** Task brief **
Go through the material below, count the lines with the word "code", and reply with the count alone.
——
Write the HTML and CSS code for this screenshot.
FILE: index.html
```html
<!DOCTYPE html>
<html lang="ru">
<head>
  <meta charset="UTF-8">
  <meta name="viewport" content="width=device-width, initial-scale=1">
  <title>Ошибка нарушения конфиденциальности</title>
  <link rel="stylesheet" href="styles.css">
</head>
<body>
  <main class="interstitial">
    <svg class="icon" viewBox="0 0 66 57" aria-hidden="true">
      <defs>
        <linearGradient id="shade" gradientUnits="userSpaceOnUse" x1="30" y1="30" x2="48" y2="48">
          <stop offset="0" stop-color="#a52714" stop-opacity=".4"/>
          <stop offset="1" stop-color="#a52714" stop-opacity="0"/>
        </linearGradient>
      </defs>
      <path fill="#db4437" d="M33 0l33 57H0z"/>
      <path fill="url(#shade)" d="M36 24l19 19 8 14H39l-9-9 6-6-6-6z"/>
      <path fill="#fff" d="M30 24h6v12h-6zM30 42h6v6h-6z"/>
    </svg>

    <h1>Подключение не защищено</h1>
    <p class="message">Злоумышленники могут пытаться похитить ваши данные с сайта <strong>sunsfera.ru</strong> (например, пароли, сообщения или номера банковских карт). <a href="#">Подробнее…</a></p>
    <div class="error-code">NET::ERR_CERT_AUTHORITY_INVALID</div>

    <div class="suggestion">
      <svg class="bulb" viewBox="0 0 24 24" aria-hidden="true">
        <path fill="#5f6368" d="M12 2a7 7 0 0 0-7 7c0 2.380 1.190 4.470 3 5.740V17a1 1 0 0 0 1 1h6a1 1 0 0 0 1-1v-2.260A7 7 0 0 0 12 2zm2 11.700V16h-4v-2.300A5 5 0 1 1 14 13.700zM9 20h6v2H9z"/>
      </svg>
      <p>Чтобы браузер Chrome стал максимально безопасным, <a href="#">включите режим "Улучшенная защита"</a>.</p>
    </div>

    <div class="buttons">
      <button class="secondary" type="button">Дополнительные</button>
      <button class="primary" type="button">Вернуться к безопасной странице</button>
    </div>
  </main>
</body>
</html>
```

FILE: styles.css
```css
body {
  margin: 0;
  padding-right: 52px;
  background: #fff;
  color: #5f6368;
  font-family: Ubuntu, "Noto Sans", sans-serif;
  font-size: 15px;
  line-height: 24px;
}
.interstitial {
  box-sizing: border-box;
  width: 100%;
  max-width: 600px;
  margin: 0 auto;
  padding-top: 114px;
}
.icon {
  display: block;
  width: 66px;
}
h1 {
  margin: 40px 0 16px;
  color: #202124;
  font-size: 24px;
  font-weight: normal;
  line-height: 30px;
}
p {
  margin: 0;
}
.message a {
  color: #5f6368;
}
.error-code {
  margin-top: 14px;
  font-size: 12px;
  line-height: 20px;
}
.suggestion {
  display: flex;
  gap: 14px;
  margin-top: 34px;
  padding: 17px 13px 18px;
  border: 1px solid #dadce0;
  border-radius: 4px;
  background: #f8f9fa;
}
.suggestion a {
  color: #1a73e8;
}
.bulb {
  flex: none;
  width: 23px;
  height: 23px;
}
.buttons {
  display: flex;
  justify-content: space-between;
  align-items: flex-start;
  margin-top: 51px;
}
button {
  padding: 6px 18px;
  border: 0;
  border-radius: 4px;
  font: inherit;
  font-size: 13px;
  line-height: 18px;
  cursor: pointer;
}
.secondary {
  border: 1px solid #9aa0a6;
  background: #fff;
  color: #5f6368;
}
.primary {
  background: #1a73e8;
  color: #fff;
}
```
——
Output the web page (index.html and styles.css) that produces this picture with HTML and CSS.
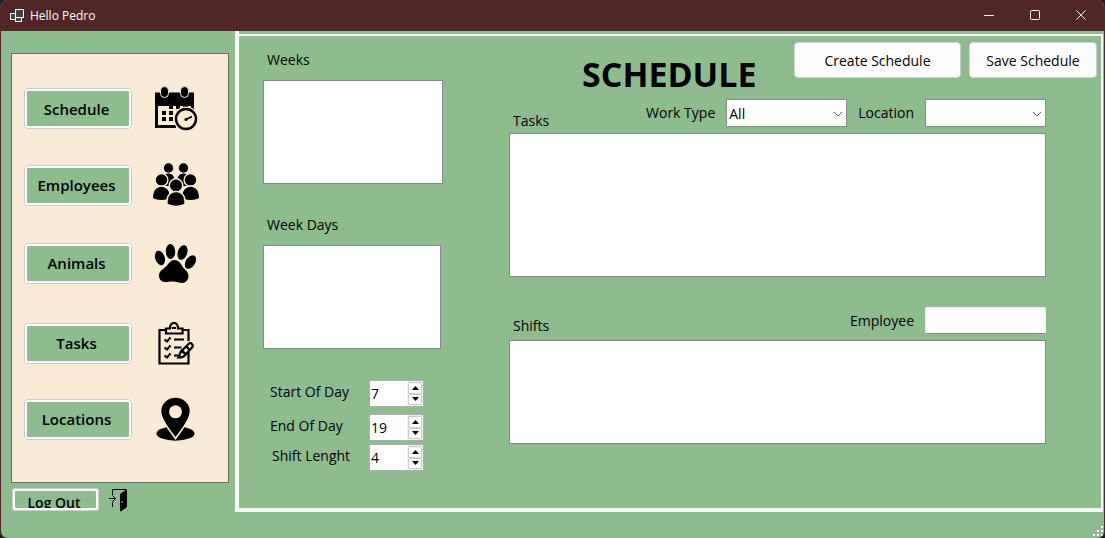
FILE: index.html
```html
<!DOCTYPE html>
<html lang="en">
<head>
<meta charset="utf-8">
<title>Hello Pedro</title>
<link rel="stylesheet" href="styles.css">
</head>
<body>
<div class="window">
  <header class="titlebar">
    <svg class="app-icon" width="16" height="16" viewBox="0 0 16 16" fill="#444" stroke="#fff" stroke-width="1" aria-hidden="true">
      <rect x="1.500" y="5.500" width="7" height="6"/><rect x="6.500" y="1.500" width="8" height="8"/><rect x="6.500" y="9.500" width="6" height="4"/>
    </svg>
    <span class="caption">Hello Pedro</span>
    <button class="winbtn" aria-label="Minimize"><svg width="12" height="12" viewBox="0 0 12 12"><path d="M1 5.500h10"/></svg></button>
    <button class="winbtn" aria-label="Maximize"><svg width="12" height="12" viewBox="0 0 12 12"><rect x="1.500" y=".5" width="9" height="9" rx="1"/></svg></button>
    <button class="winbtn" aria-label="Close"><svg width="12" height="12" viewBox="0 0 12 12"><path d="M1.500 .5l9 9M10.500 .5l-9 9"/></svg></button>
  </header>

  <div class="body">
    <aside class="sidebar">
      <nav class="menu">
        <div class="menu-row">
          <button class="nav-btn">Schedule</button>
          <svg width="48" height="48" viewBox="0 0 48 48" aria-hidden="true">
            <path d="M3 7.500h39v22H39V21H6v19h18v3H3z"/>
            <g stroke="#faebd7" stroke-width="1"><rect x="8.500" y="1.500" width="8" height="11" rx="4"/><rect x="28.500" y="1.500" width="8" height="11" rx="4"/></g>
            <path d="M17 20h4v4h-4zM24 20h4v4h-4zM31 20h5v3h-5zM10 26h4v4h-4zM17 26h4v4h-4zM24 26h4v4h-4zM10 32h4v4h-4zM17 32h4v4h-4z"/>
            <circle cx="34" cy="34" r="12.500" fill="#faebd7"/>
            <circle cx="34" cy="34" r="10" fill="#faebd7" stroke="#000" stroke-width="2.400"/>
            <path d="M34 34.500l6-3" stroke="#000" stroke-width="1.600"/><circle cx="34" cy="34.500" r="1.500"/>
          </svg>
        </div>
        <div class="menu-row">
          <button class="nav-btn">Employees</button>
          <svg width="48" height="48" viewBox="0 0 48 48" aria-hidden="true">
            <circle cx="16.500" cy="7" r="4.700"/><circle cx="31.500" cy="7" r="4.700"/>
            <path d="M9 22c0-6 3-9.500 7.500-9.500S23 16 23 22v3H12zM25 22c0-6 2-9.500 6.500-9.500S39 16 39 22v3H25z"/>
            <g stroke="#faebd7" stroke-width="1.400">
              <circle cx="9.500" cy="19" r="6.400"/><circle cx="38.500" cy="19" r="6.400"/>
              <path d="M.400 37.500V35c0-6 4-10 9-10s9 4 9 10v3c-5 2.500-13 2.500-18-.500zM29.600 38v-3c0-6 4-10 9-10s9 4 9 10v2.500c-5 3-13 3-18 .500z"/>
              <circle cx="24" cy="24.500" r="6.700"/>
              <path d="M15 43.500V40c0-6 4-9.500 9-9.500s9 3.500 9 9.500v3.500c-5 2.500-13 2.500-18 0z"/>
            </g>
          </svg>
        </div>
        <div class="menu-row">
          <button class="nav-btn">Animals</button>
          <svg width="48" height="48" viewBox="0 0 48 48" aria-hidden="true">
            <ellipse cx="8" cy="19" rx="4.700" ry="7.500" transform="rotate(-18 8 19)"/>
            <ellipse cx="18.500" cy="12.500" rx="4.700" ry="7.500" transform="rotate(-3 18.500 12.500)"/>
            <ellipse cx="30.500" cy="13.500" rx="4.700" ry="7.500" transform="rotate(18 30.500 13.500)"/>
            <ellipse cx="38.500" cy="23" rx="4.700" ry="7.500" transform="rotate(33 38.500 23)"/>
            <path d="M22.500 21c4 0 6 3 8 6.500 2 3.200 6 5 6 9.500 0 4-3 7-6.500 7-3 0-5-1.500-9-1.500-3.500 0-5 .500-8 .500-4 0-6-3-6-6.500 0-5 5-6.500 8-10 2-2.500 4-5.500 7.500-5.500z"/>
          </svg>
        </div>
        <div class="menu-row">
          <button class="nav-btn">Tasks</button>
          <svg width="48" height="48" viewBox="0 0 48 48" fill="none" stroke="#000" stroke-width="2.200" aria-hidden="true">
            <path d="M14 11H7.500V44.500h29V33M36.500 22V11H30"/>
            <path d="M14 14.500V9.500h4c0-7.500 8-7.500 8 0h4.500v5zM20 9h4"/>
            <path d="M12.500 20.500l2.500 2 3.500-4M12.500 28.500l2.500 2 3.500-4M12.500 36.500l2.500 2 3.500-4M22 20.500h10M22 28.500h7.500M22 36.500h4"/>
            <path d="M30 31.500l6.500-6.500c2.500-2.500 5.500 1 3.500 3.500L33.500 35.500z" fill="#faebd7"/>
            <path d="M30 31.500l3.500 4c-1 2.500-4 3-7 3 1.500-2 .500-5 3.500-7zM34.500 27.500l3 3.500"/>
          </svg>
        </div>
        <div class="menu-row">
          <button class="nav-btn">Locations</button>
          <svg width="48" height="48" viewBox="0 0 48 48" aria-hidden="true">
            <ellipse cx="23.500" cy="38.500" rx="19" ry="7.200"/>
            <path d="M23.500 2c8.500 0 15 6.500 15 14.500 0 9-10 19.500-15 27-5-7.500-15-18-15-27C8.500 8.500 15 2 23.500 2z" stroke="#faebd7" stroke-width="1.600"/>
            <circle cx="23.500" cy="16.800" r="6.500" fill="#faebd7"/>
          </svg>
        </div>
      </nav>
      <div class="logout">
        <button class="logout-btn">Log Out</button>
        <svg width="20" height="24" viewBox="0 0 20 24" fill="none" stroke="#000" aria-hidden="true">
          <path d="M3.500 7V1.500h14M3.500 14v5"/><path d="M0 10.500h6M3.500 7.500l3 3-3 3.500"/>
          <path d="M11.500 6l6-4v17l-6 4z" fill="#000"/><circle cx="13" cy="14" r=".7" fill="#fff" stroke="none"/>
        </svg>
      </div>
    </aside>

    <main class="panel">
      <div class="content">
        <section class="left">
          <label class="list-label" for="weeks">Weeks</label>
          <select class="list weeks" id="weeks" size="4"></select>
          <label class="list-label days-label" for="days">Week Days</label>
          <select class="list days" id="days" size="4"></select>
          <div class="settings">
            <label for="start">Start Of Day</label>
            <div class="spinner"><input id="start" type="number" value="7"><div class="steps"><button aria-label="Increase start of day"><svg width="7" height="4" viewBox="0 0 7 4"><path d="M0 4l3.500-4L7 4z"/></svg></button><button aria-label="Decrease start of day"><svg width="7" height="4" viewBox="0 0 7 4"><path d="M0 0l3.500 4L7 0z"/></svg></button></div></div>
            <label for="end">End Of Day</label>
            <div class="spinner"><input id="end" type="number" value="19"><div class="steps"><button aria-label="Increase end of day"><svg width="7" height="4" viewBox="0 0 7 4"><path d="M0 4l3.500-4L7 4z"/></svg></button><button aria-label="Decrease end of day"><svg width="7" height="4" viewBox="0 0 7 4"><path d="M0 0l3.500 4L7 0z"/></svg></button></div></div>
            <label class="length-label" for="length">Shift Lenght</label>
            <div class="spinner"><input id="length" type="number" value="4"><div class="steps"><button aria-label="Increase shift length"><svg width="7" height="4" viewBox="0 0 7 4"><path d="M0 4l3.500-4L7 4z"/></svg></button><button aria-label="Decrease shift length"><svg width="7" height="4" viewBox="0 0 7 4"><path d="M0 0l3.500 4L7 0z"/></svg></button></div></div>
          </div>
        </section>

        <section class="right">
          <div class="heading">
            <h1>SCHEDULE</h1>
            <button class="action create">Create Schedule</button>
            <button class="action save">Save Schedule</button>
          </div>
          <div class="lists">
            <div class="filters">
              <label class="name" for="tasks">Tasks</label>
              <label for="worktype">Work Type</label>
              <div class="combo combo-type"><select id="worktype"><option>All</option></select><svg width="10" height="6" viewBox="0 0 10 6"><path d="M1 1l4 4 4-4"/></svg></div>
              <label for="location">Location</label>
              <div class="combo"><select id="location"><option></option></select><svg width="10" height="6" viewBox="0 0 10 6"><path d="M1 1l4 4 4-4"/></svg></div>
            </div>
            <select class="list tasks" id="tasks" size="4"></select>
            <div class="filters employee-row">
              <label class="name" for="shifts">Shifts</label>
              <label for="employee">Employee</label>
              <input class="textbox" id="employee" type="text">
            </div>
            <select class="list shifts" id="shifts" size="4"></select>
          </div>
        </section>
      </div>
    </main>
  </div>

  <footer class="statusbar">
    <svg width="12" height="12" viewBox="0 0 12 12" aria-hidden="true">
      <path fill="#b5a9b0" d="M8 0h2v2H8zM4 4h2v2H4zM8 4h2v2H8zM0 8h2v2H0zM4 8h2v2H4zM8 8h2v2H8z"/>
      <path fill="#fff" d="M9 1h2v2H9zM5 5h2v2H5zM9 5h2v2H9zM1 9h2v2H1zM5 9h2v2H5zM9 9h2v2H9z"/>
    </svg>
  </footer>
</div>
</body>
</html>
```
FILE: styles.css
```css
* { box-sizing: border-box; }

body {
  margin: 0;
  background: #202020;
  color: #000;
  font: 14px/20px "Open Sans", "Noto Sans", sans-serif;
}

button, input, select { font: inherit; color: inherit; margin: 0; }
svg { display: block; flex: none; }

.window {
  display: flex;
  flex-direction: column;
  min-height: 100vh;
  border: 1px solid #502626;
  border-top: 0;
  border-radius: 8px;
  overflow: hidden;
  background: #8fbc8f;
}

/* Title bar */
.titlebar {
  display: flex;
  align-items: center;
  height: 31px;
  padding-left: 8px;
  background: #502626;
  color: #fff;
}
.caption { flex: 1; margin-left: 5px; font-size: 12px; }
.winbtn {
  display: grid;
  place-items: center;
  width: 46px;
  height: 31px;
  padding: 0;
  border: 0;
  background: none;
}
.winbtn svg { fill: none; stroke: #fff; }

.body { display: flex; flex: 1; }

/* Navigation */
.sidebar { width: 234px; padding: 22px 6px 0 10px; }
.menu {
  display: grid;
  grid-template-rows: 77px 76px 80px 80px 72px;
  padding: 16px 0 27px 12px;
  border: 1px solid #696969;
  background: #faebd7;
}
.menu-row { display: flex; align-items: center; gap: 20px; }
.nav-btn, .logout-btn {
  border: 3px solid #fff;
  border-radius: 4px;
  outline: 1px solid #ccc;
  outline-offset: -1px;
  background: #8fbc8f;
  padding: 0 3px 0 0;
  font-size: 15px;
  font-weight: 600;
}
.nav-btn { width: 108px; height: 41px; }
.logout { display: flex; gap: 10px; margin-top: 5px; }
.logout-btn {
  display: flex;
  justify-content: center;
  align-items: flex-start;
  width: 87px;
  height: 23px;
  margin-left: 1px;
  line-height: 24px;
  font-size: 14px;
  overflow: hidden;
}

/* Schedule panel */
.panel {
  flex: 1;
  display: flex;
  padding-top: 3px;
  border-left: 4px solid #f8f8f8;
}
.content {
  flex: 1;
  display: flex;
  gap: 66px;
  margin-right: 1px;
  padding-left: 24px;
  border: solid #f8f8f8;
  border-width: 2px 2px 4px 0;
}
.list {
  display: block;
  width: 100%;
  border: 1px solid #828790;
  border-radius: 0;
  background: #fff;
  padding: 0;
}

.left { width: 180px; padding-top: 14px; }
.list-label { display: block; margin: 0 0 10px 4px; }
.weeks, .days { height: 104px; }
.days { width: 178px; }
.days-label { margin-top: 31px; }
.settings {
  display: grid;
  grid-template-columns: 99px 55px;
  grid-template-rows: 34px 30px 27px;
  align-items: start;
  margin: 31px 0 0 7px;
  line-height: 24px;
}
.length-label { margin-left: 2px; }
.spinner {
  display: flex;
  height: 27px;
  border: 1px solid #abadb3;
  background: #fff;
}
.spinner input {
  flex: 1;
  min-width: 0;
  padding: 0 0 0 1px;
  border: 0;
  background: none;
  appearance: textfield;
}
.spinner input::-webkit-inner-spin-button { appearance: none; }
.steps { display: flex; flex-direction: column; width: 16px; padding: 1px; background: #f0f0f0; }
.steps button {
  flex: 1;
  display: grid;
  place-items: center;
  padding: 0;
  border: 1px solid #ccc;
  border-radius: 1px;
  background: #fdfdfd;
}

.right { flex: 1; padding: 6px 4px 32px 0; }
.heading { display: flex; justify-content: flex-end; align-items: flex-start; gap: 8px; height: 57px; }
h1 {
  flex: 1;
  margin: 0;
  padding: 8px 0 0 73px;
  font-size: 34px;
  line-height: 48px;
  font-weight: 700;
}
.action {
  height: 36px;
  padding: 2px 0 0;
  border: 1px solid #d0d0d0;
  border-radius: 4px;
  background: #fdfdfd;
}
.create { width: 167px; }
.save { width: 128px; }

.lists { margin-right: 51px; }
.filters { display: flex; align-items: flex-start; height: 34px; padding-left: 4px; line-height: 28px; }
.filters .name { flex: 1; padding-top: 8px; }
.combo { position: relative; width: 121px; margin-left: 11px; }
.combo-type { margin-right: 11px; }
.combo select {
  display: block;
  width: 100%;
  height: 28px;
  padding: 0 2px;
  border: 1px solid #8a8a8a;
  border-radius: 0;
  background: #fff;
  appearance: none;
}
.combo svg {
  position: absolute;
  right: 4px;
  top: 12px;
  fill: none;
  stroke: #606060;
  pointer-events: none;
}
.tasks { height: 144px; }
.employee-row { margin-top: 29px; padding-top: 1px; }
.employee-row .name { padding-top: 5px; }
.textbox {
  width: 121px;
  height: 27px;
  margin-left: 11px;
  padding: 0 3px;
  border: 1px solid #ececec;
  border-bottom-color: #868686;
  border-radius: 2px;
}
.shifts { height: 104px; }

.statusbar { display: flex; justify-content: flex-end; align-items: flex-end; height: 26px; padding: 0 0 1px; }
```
——
** Answer below **
3